南木佳士さんには今は克服したが鬱という病気持ちで短編長編となると神経が持たないという事で頼まれて短い随筆を書いているのだろう。
南木佳士さんは大変なことを書いていた。彼が「文学界」に応募したとき一次も入らなかったが編集者から電話がかかり異質な世界の方で作品に光る物があり温かさを感じたので話を聞きたかったという物だったと。本来応募作品についてはお答えしないと言うのが定説なのだがこれは応募要項違反であるのだ。それが縁で編集者に作品の書き方を教わったという。文章や構成を学んだというのだ。「文学界」の新人賞を受賞したときにも応募する間際まで編集者と作品を推敲したと書いている。カンボジア難民救済医療団の一員として飛行場から出発する一時間前まで額をつきあわせて直したと言うことも書いている。これは真剣に作品を書き未来を夢見て応募する人たちにとって不幸なことである。編集者がその才を見抜き新人賞を取らせたと言っても過言ではないのだ。文芸春秋社の大いなる過失であり賞の価値はなくなる。私が応募した賞でも最終に残っていなかった作品が受賞した例はあるから何かの画策があったというほかない。選考に付いての問い合わせには応じられないとあるが、私が作品について聞きたいと電話をすると編集長さんが出て親切丁寧に答えてくれました。私はそこで問い合わせに応じられないという但し書きはみんなから問い合わせが来ているのだという意味なのだと感じた。この理解は正解であった。新人を発掘したい、偉大な作家を誕生させたい、希有な小説を世の中に出したいこれは編集者の仕事であるから時に型破りをするらしかった。
世の文学青年や文学老年達が南木佳士さんの随筆を読んで文芸春秋社に抗議をしたというニースに出会っていないのでそんなことはなかったのだろう。この話はもう時効だからと南木佳士さんは書いたのかも知れない。
徳のある人の人との邂逅は時に大きな花を咲かす事がある。そんな経緯があって南木佳士さんも今花を咲かしているのだ。
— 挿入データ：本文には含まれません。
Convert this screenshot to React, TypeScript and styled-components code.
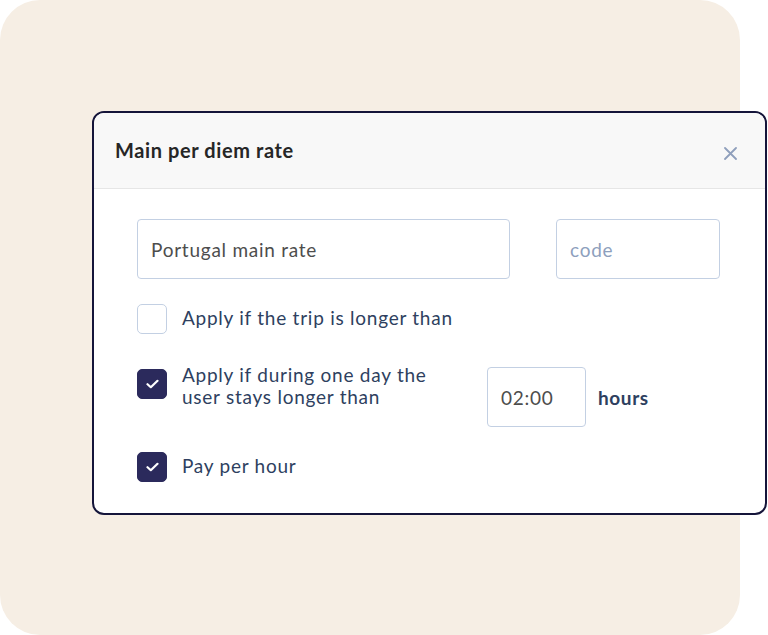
import React from "react";
import styled, { createGlobalStyle } from "styled-components";

const Global = createGlobalStyle`
  html, body { margin: 0; padding: 0; background: #ffffff; }
  body { font-family: "Lato", "Open Sans", sans-serif; overflow: hidden; }
`;

const Stage = styled.div`
  width: 768px;
  height: 635px;
  overflow: hidden;
  background: #ffffff;
`;

const Backdrop = styled.div`
  width: 740px;
  height: 635px;
  box-sizing: border-box;
  background: #f6eee4;
  border-radius: 40px;
  padding: 111px 0 0 92px;
`;

const Modal = styled.div`
  width: 675px;
  height: 404px;
  box-sizing: border-box;
  background: #ffffff;
  border: 2px solid #15153a;
  border-radius: 12px;
  overflow: hidden;
  display: flex;
  flex-direction: column;
`;

const Header = styled.div`
  height: 76px;
  box-sizing: border-box;
  background: #f8f8f8;
  border-bottom: 1px solid #e6e6e6;
  display: flex;
  align-items: center;
  justify-content: space-between;
  padding: 0 28px 1px 21px;
`;

const Title = styled.h2`
  margin: 0;
  font-family: "Lato", sans-serif;
  font-size: 20px;
  letter-spacing: 0.6px;
  font-weight: 700;
  color: #262626;
`;

const CloseButton = styled.button`
  border: none;
  background: none;
  padding: 0;
  margin-top: 6px;
  width: 14px;
  height: 14px;
  display: flex;
  align-items: center;
  justify-content: center;
  cursor: pointer;
`;

const Body = styled.div`
  padding: 30px 45px 0 43px;
  display: flex;
  flex-direction: column;
`;

const InputRow = styled.div`
  display: flex;
  gap: 46px;
  margin-bottom: 25px;
`;

const TextBox = styled.div<{ $w: number; $placeholder?: boolean }>`
  width: ${(p) => p.$w}px;
  flex: none;
  height: 60px;
  box-sizing: border-box;
  border: 1.5px solid #c3d0e3;
  border-radius: 4px;
  display: flex;
  align-items: center;
  padding-left: 13px;
  font-size: 19px;
  letter-spacing: 0.75px;
  color: ${(p) => (p.$placeholder ? "#8e9fbd" : "#4d4d4d")};
  background: #ffffff;
`;

const CheckRow = styled.div<{ $mb: number }>`
  display: flex;
  align-items: flex-start;
  margin-bottom: ${(p) => p.$mb}px;
`;

const Box = styled.span<{ $checked?: boolean; $mt?: number }>`
  width: 30px;
  height: 30px;
  flex: none;
  box-sizing: border-box;
  border-radius: 5px;
  border: 1.5px solid ${(p) => (p.$checked ? "#2b2a5c" : "#c3d0e3")};
  background: ${(p) => (p.$checked ? "#2b2a5c" : "#ffffff")};
  display: flex;
  align-items: center;
  justify-content: center;
  margin-right: 15px;
  margin-top: ${(p) => p.$mt ?? 0}px;
`;

const Label = styled.span<{ $w?: number; $mt?: number }>`
  font-size: 19px;
  line-height: 22px;
  letter-spacing: 0.75px;
  color: #2e3f60;
  flex: none;
  box-sizing: border-box;
  width: ${(p) => (p.$w ? `${p.$w}px` : "auto")};
  padding-right: ${(p) => (p.$w ? "40px" : "0")};
  margin-top: ${(p) => p.$mt ?? 3}px;
`;

const TimeBox = styled(TextBox)`
  margin-right: 12px;
`;

const Unit = styled.span`
  align-self: center;
  font-size: 19px;
  letter-spacing: 0.6px;
  font-weight: 700;
  color: #2e3f60;
`;

const Check = () => (
  <svg width="13" height="10" viewBox="0 0 13 10" fill="none">
    <path d="M1.5 5.2 L4.8 8.2 L11.5 1.8" stroke="#fff" strokeWidth="2.2" strokeLinecap="round" strokeLinejoin="round" />
  </svg>
);

export default function App() {
  return (
    <>
      <Global />
      <Stage>
        <Backdrop>
          <Modal>
            <Header>
              <Title>Main per diem rate</Title>
              <CloseButton aria-label="Close">
                <svg width="13" height="13" viewBox="0 0 13 13">
                  <path d="M1 1 L12 12 M12 1 L1 12" stroke="#8f9fbc" strokeWidth="1.8" strokeLinecap="round" />
                </svg>
              </CloseButton>
            </Header>
            <Body>
              <InputRow>
                <TextBox $w={373}>Portugal main rate</TextBox>
                <TextBox $w={164} $placeholder>code</TextBox>
              </InputRow>
              <CheckRow $mb={33}>
                <Box />
                <Label>Apply if the trip is longer than</Label>
              </CheckRow>
              <CheckRow $mb={25}>
                <Box $checked $mt={2}>
                  <Check />
                </Box>
                <Label $w={305} $mt={-3}>Apply if during one day the user stays longer than</Label>
                <TimeBox $w={99}>02:00</TimeBox>
                <Unit>hours</Unit>
              </CheckRow>
              <CheckRow $mb={0}>
                <Box $checked>
                  <Check />
                </Box>
                <Label>Pay per hour</Label>
              </CheckRow>
            </Body>
          </Modal>
        </Backdrop>
      </Stage>
    </>
  );
}
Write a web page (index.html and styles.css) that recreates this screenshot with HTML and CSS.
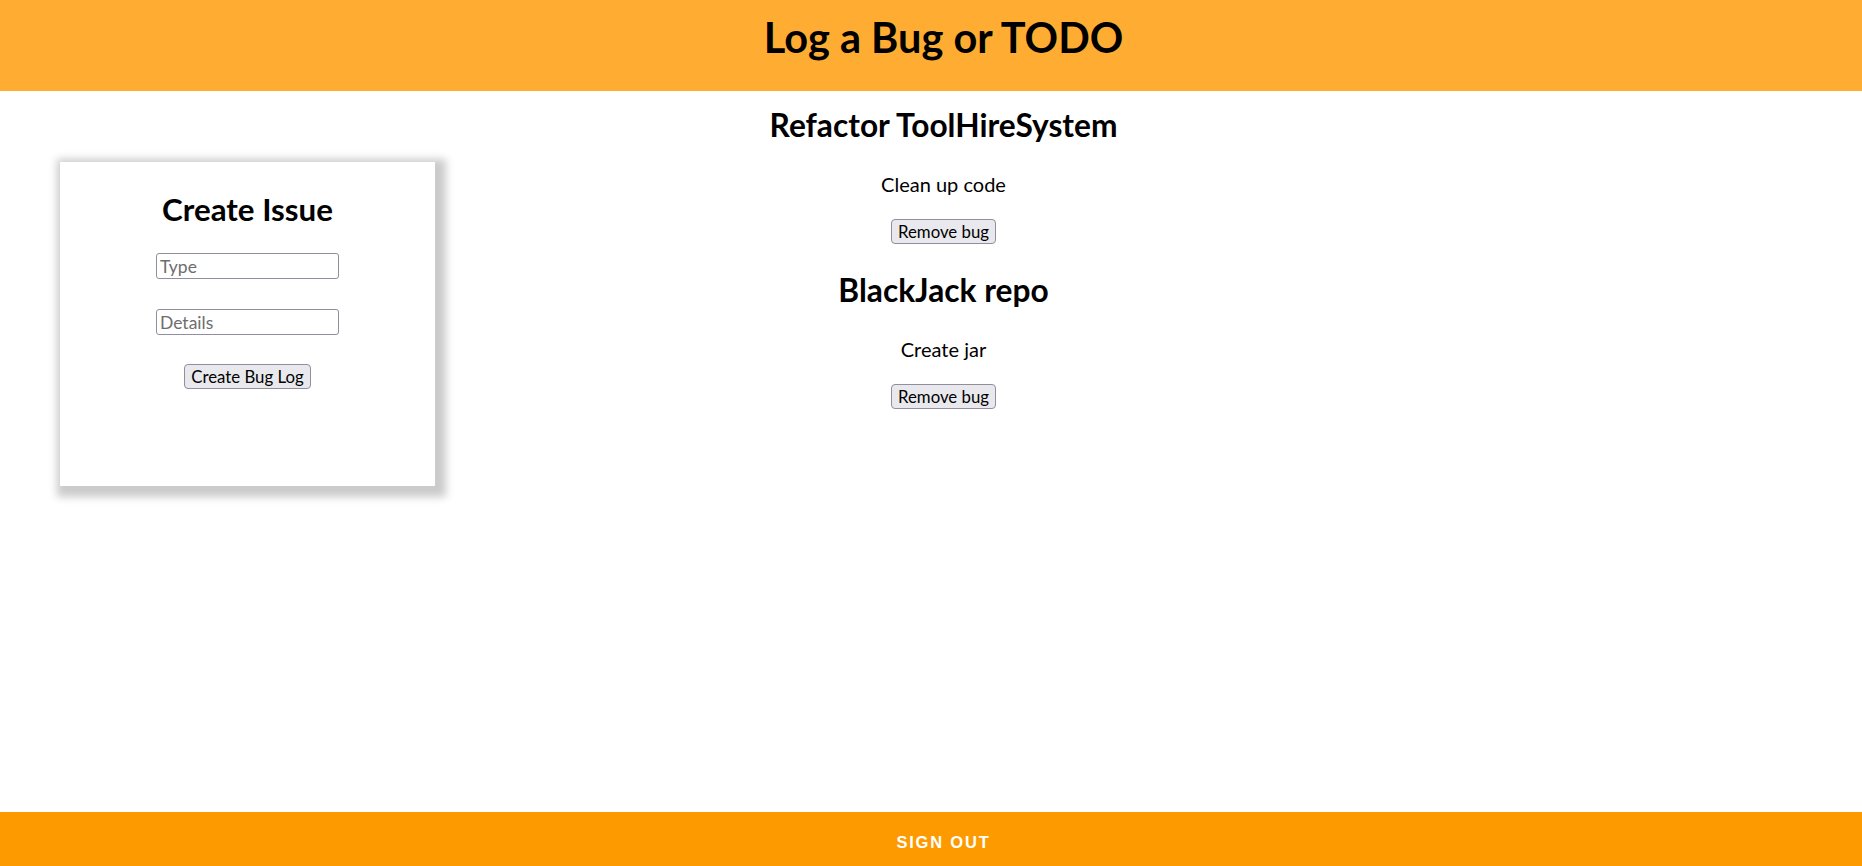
FILE: index.html
```html
<!DOCTYPE html>
<html lang="en">
<head>
<meta charset="utf-8">
<title>Log a Bug or TODO</title>
<link rel="stylesheet" href="styles.css">
</head>
<body>
<header class="topbar">
  <h1 class="topbar-title">Log a Bug or TODO</h1>
</header>
<main class="board">
  <section class="card">
    <h2 class="card-title">Create Issue</h2>
    <form class="issue-form">
      <input class="field" type="text" placeholder="Type">
      <input class="field" type="text" placeholder="Details">
      <button class="btn" type="button">Create Bug Log</button>
    </form>
  </section>
  <ul class="bug-list">
    <li class="bug">
      <h2 class="bug-title">Refactor ToolHireSystem</h2>
      <p class="bug-details">Clean up code</p>
      <button class="btn" type="button">Remove bug</button>
    </li>
    <li class="bug">
      <h2 class="bug-title">BlackJack repo</h2>
      <p class="bug-details">Create jar</p>
      <button class="btn" type="button">Remove bug</button>
    </li>
  </ul>
  <div class="spacer"></div>
</main>
<footer class="footer">
  <button class="signout" type="button">Sign out</button>
</footer>
</body>
</html>
```
FILE: styles.css
```css
* { box-sizing: border-box; }

html, body { height: 100%; }

body {
  margin: 0;
  font-family: Lato, "Open Sans", sans-serif;
  font-size: 20px;
  color: #000;
  background: #fff;
  display: flex;
  flex-direction: column;
  min-height: 100vh;
  overflow: hidden;
}

.topbar {
  background: #ffac33;
  height: 91px;
  padding: 17px 0 0 25px;
  text-align: center;
}

.topbar-title {
  margin: 0;
  font-size: 41.5px;
  line-height: 41px;
  font-weight: 700;
}

.board {
  flex: 1;
  display: grid;
  grid-template-columns: 1fr auto 1fr;
  align-items: start;
  padding: 19px 0 0 25px;
}

.card {
  justify-self: start;
  margin: 52px 0 0 35px;
  width: 375px;
  height: 324px;
  padding-top: 32px;
  background: #fff;
  box-shadow: 4px 4px 8px 7px #cbcbcb;
  display: flex;
  flex-direction: column;
  align-items: center;
}

.card-title {
  margin: 0 0 28px;
  font-size: 31.3px;
  line-height: 31px;
  font-weight: 700;
}

.issue-form {
  display: flex;
  flex-direction: column;
  align-items: center;
}

.field {
  width: 183px;
  height: 26px;
  margin: 0 0 30px;
  padding: 2px 3px;
  font-family: Lato, "Open Sans", sans-serif;
  font-size: 17.5px;
  line-height: 20px;
  border: 1px solid #8f8f9d;
  border-radius: 3px;
  background: #fff;
  color: #000;
}

.field + .field { margin-bottom: 29px; }

.field::placeholder { color: #6d6d6d; }

.btn {
  font-family: Lato, "Open Sans", sans-serif;
  font-size: 16.8px;
  line-height: 19px;
  height: 25px;
  padding: 2px 6.5px;
  color: #000;
  background: #e9e9ed;
  border: 1px solid #8f8f9d;
  border-radius: 4px;
}

.bug-list {
  list-style: none;
  margin: 0;
  padding: 0;
}

.bug {
  display: flex;
  flex-direction: column;
  align-items: center;
  margin-bottom: 31px;
}

.bug-title {
  margin: 0 0 33px;
  font-size: 31.7px;
  line-height: 31px;
  font-weight: 700;
}

.bug-details {
  margin: 0 0 25px;
  font-size: 20px;
  line-height: 20px;
}

.footer {
  height: 54px;
  background: #fd9a00;
}

.signout {
  display: block;
  width: 100%;
  height: 54px;
  margin: 0;
  padding: 6px 0 0 25px;
  border: 0;
  background: transparent;
  color: #fff;
  font-family: "Liberation Sans", Arial, sans-serif;
  font-size: 16.5px;
  line-height: 16px;
  font-weight: 700;
  letter-spacing: 1.8px;
  text-transform: uppercase;
  text-align: center;
}
```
信州の佐久平の七百床もある病院の勤務医である南木佳士さんは呼吸器の専門医として特に肺ガンの治療に携わり多くの患者を見送ったのだ。それが元でパニック症から鬱になられた。自己診断も出来ずに病院の精神医にかかり治療を始められた。その病床にあってこれでは駄目だ何かしなくてはこのままでは死ねないと小説を書き始めたという。育ちは山奥でなにもすることがないので父の本を取り足りして読んでいたらしい。彼は言う、芥川の小説で一番良いのは「秋」だと。子供の頃から今までその思いは変わらないらしい。芥川の「秋」を出すくらいの深い理解力それが元になっているらしい。呼吸器系の診察から外して貰い人間ドッグドクターとして勤務して快方に向かったという。それに加えてこのままでは死なぬと言う思いと書くという彼の使命が支えたのだろう。
自宅から自転車で五分の通勤を続けておらせれると言う。
信州佐久平の病院は医療研修医に評判が良く全国から来るという。 私のかかりつけの耳鼻科の医師に尋ねるとよく知っていた。
今、勤務の傍ら日本百名山に登るという計画を立てるほどに恢復しておられる。山に生まれ山で育つた彼は人間の宿命とも言える生まれたところへ帰るという回帰本能が芽生えたというのでしょうか。
小説家は随筆を書くなと言う開高健さんの言葉を今どのように感じておられるのか。彼の随筆を読むたびに思うのである。彼の随筆は読む薬として広く処方されている。読者の層は広く浮気をしないらしい。作者の優しさと真実が読む者に心地良い癒しを与えてくれる。心の持ちようでなんとでもなるものだと感じ取らせてくれる。
彼は言う、どんな患者でも何処が悪くても奇跡が起こり治るのだと言う人が殆どだという。死なないと思っているという。が・・・。
人間はどんなに金持ちでも貧しくても平等に死を迎えるのだと。
「あの憎たらしい奴が死なないのに俺が死ぬのは不公平だ」と言うことはないのだ。